» **What to work on**:
Only the pictures are omitted; repeat all other data exactly.

» **Source material**:
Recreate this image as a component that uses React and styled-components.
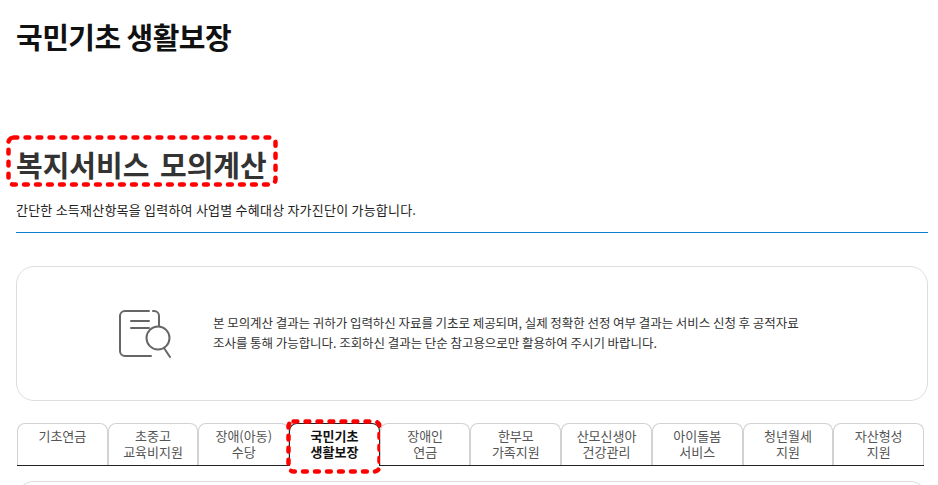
import React from "react";
import styled, { createGlobalStyle } from "styled-components";

const Global = createGlobalStyle`
  html, body { margin: 0; padding: 0; background: #fff; overflow: hidden; }
  body { font-family: "Noto Sans CJK KR", "Noto Sans", sans-serif; }
`;
const Page = styled.div`
  width: 938px; height: 485px; overflow: hidden; box-sizing: border-box; padding: 0 10px 0 16px;
`;
const PageTitle = styled.h1`
  margin: 0; padding-top: 15px; height: 121px; box-sizing: border-box;
  font-size: 29px; line-height: 42px; font-weight: 700; color: #111; letter-spacing: -0.55px;
`;
const SectionHead = styled.div`
  height: 111px; border-bottom: 1px solid #0a7fd0;
`;
const SectionTitle = styled.h2`
  position: relative; width: fit-content; margin: 0; padding-top: 23px;
  font-size: 29px; line-height: 40px; font-weight: 700; color: #333; word-spacing: 4px;
`;
const SectionDesc = styled.p`
  margin: 17px 0 0; font-size: 13px; line-height: 18px; color: #222; letter-spacing: 0.22px;
`;
const Notice = styled.div`
  margin-top: 33px; height: 135px; box-sizing: border-box; border: 1px solid #ddd; border-radius: 18px;
  display: flex; align-items: center; padding-left: 101px; gap: 41px;
`;
const NoticeText = styled.p`
  margin: -2px 0 0; width: 610px; font-size: 12.5px; line-height: 20px; color: #333; letter-spacing: -0.05px;
`;
const Tabs = styled.div`
  margin: 22px 4px 0 1px; display: grid; grid-template-columns: repeat(10, 1fr); height: 42px; border-bottom: 1px solid #222;
`;
const Tab = styled.div`
  position: relative; box-sizing: border-box; height: ${p => (p.$active ? "43px" : "42px")};
  border: 1px solid ${p => (p.$active ? "#222" : "#d2d2d2")}; border-bottom: none; border-radius: 8px 8px 0 0;
  background: #fff; padding-top: 4px; text-align: center; font-size: 13px; line-height: 16px;
  color: ${p => (p.$active ? "#111" : "#555")}; font-weight: ${p => (p.$active ? 700 : 400)};
`;
const Panel = styled.div`
  margin-top: 15px; height: 40px; border: 1px solid #ddd; border-radius: 18px;
`;
const Frame = styled.svg`
  position: absolute; left: ${p => p.$left}px; top: ${p => p.$top}px; pointer-events: none; overflow: visible;
`;
const DashFrame = ({ left, top, width, height }) => (
  <Frame $left={left} $top={top} width={width} height={height} viewBox={`0 0 ${width} ${height}`} fill="none">
    <rect x="2.5" y="2.5" width={width - 5} height={height - 5} rx="5" stroke="#f00" strokeWidth="4.5" strokeLinecap="round" strokeDasharray="3.8 8.2" />
  </Frame>
);
const tabs = [["기초연금"],["초중고","교육비지원"],["장애(아동)","수당"],["국민기초","생활보장"],["장애인","연금"],["한부모","가족지원"],["산모신생아","건강관리"],["아이돌봄","서비스"],["청년월세","지원"],["자산형성","지원"]];
const Icon = () => (
  <svg width="54" height="50" viewBox="0 0 54 50" fill="none" stroke="#666" strokeWidth="2" strokeLinecap="round" strokeLinejoin="round">
    <path d="M31 2H7a5 5 0 0 0-5 5v35a5 5 0 0 0 5 5h26" />
    <path d="M35 2h1a5 5 0 0 1 5 5v10" />
    <path d="M13 12h18M13 19h18" />
    <circle cx="40" cy="29" r="11.5" />
    <path d="M46 39l6 9" />
  </svg>
);
export default function App() {
  return (
    <Page>
      <Global />
      <PageTitle>국민기초 생활보장</PageTitle>
      <SectionHead>
        <SectionTitle>
          복지서비스 모의계산
          <DashFrame left={-10} top={14} width={272} height={52} />
        </SectionTitle>
        <SectionDesc>간단한 소득재산항목을 입력하여 사업별 수혜대상 자가진단이 가능합니다.</SectionDesc>
      </SectionHead>
      <Notice>
        <Icon />
        <NoticeText>본 모의계산 결과는 귀하가 입력하신 자료를 기초로 제공되며, 실제 정확한 선정 여부 결과는 서비스 신청 후 공적자료<br />조사를 통해 가능합니다. 조회하신 결과는 단순 참고용으로만 활용하여 주시기 바랍니다.</NoticeText>
      </Notice>
      <Tabs>
        {tabs.map((t) => {
          const active = t[0] === "국민기초";
          return (
            <Tab key={t[0]} $active={active}>
              {t[0]}{t[1] && <br />}{t[1]}
              {active && <DashFrame left={-4} top={-5} width={96} height={55} />}
            </Tab>
          );
        })}
      </Tabs>
      <Panel />
    </Page>
  );
}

» **Solved exercise**:
Recreate this image as a component that uses React and styled-components.
import React from "react";
import styled, { createGlobalStyle } from "styled-components";

const Global = createGlobalStyle`
  html, body { margin: 0; padding: 0; background: #fff; overflow: hidden; }
  body { font-family: "Noto Sans CJK KR", "Noto Sans", sans-serif; }
`;
const Page = styled.div`
  width: 938px; height: 485px; overflow: hidden; box-sizing: border-box; padding: 0 10px 0 16px;
`;
const PageTitle = styled.h1`
  margin: 0; padding-top: 15px; height: 121px; box-sizing: border-box;
  font-size: 29px; line-height: 42px; font-weight: 700; color: #111; letter-spacing: -0.55px;
`;
const SectionHead = styled.div`
  height: 111px; border-bottom: 1px solid #0a7fd0;
`;
const SectionTitle = styled.h2`
  position: relative; width: fit-content; margin: 0; padding-top: 23px;
  font-size: 29px; line-height: 40px; font-weight: 700; color: #333; word-spacing: 4px;
`;
const SectionDesc = styled.p`
  margin: 17px 0 0; font-size: 13px; line-height: 18px; color: #222; letter-spacing: 0.22px;
`;
const Notice = styled.div`
  margin-top: 33px; height: 135px; box-sizing: border-box; border: 1px solid #ddd; border-radius: 18px;
  display: flex; align-items: center; padding-left: 101px; gap: 41px;
`;
const NoticeText = styled.p`
  margin: -2px 0 0; width: 610px; font-size: 12.5px; line-height: 20px; color: #333; letter-spacing: -0.05px;
`;
const Tabs = styled.div`
  margin: 22px 4px 0 1px; display: grid; grid-template-columns: repeat(10, 1fr); height: 42px; border-bottom: 1px solid #222;
`;
const Tab = styled.div`
  position: relative; box-sizing: border-box; height: ${p => (p.$active ? "43px" : "42px")};
  border: 1px solid ${p => (p.$active ? "#222" : "#d2d2d2")}; border-bottom: none; border-radius: 8px 8px 0 0;
  background: #fff; padding-top: 4px; text-align: center; font-size: 13px; line-height: 16px;
  color: ${p => (p.$active ? "#111" : "#555")}; font-weight: ${p => (p.$active ? 700 : 400)};
`;
const Panel = styled.div`
  margin-top: 15px; height: 40px; border: 1px solid #ddd; border-radius: 18px;
`;
const Frame = styled.svg`
  position: absolute; left: ${p => p.$left}px; top: ${p => p.$top}px; pointer-events: none; overflow: visible;
`;
const DashFrame = ({ left, top, width, height }) => (
  <Frame $left={left} $top={top} width={width} height={height} viewBox={`0 0 ${width} ${height}`} fill="none">
    <rect x="2.5" y="2.5" width={width - 5} height={height - 5} rx="5" stroke="#f00" strokeWidth="4.5" strokeLinecap="round" strokeDasharray="3.8 8.2" />
  </Frame>
);
const tabs = [["기초연금"],["초중고","교육비지원"],["장애(아동)","수당"],["국민기초","생활보장"],["장애인","연금"],["한부모","가족지원"],["산모신생아","건강관리"],["아이돌봄","서비스"],["청년월세","지원"],["자산형성","지원"]];
const Icon = () => (
  <svg width="54" height="50" viewBox="0 0 54 50" fill="none" stroke="#666" strokeWidth="2" strokeLinecap="round" strokeLinejoin="round">
    <path d="M31 2H7a5 5 0 0 0-5 5v35a5 5 0 0 0 5 5h26" />
    <path d="M35 2h1a5 5 0 0 1 5 5v10" />
    <path d="M13 12h18M13 19h18" />
    <circle cx="40" cy="29" r="11.5" />
    <path d="M46 39l6 9" />
  </svg>
);
export default function App() {
  return (
    <Page>
      <Global />
      <PageTitle>국민기초 생활보장</PageTitle>
      <SectionHead>
        <SectionTitle>
          복지서비스 모의계산
          <DashFrame left={-10} top={14} width={272} height={52} />
        </SectionTitle>
        <SectionDesc>간단한 소득재산항목을 입력하여 사업별 수혜대상 자가진단이 가능합니다.</SectionDesc>
      </SectionHead>
      <Notice>
        <Icon />
        <NoticeText>본 모의계산 결과는 귀하가 입력하신 자료를 기초로 제공되며, 실제 정확한 선정 여부 결과는 서비스 신청 후 공적자료<br />조사를 통해 가능합니다. 조회하신 결과는 단순 참고용으로만 활용하여 주시기 바랍니다.</NoticeText>
      </Notice>
      <Tabs>
        {tabs.map((t) => {
          const active = t[0] === "국민기초";
          return (
            <Tab key={t[0]} $active={active}>
              {t[0]}{t[1] && <br />}{t[1]}
              {active && <DashFrame left={-4} top={-5} width={96} height={55} />}
            </Tab>
          );
        })}
      </Tabs>
      <Panel />
    </Page>
  );
}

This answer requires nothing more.